Crush lemongrass stalk with side of a heavy knife (to release oils), then thinly slice. Bring stock, lemongrass, and chile to a boil in a 1- to 1 1/2-quart heavy saucepan. Cover pan and remove from heat, then let stand 20 minutes.

Return to a boil and add lemon segments with juice and lime leaves. Cover pan and remove from heat, then let stand 20 minutes more.

Pour mixture through a fine-mesh sieve into a small bowl, discarding solids, then return to saucepan and whisk in oil.
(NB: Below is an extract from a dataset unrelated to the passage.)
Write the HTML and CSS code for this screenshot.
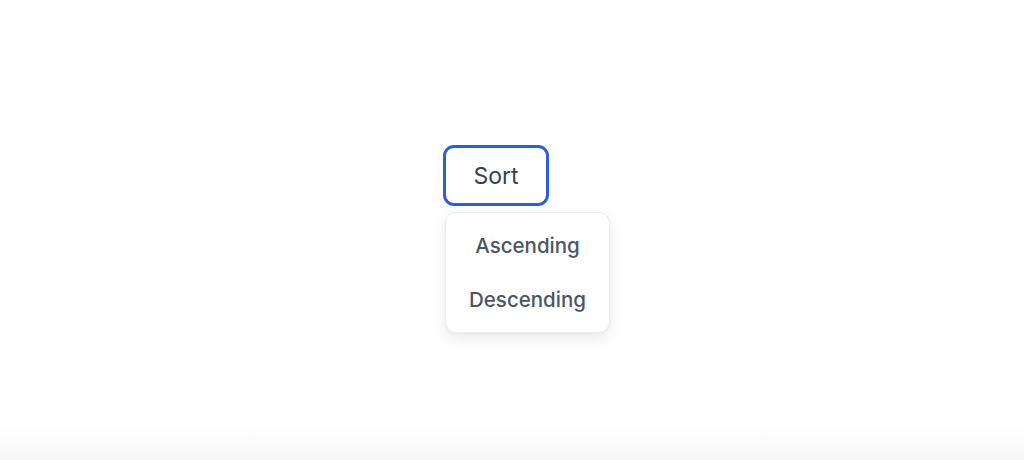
FILE: index.html
```html
<!DOCTYPE html>
<html lang="en">
<head>
<meta charset="utf-8">
<title>Sort</title>
<link rel="stylesheet" href="styles.css">
</head>
<body>
<main class="stage">
  <div class="dropdown">
    <button class="trigger" type="button">Sort</button>
    <ul class="menu">
      <li class="item">Ascending</li>
      <li class="item">Descending</li>
    </ul>
  </div>
</main>
</body>
</html>
```

FILE: styles.css
```css
html, body {
  margin: 0;
  padding: 0;
  height: 100%;
}
body {
  font-family: Inter, "Noto Sans", "Liberation Sans", sans-serif;
  background: linear-gradient(to bottom, #ffffff 0, #ffffff 425px, #f7f7f7 460px);
}
.stage {
  display: flex;
  justify-content: center;
  padding-top: 145px;
}
.dropdown {
  position: relative;
  width: 138px;
}
.trigger {
  box-sizing: border-box;
  width: 106px;
  height: 61px;
  border: 3px solid #2b5fd3;
  border-radius: 11px;
  background: #ffffff;
  color: #374151;
  font-family: inherit;
  font-size: 23px;
  font-weight: 400;
  padding: 0;
  cursor: pointer;
}
.menu {
  position: absolute;
  left: 2px;
  top: 67px;
  box-sizing: border-box;
  width: 165px;
  height: 121px;
  margin: 0;
  padding: 6px 0;
  list-style: none;
  background: #ffffff;
  border: 1px solid #ededed;
  border-radius: 11px;
  box-shadow: 0 6px 16px rgba(0, 0, 0, 0.08), 0 1px 3px rgba(0, 0, 0, 0.04);
  display: flex;
  flex-direction: column;
}
.item {
  height: 54px;
  display: flex;
  align-items: center;
  justify-content: center;
  font-size: 20.5px;
  font-weight: 500;
  color: #4b5563;
}
```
Bring vinaigrette to a boil and whisk in cornstarch mixture, then simmer, whisking occasionally, 2 minutes. Cool completely. Whisk in herbs and salt and pepper to taste.

Make salad:
Using slicer, cut Meyer lemon (with skin) crosswise, pears lengthwise (discarding cores), and radishes lengthwise into very thin slices (about 1/16 inch thick) and transfer to a large bowl. Add purslane, oil, lemon juice, and fleur de sel and pepper to taste and toss gently.

Divide salad among 6 plates and spoon vinaigrette over and around each. Serve salads with jasmine crackers on the side.

Cooks' note: ·Vinaigrette (without herbs) can be made 1 day ahead and chilled, covered. Bring to room temperature, then whisk in herbs just before serving.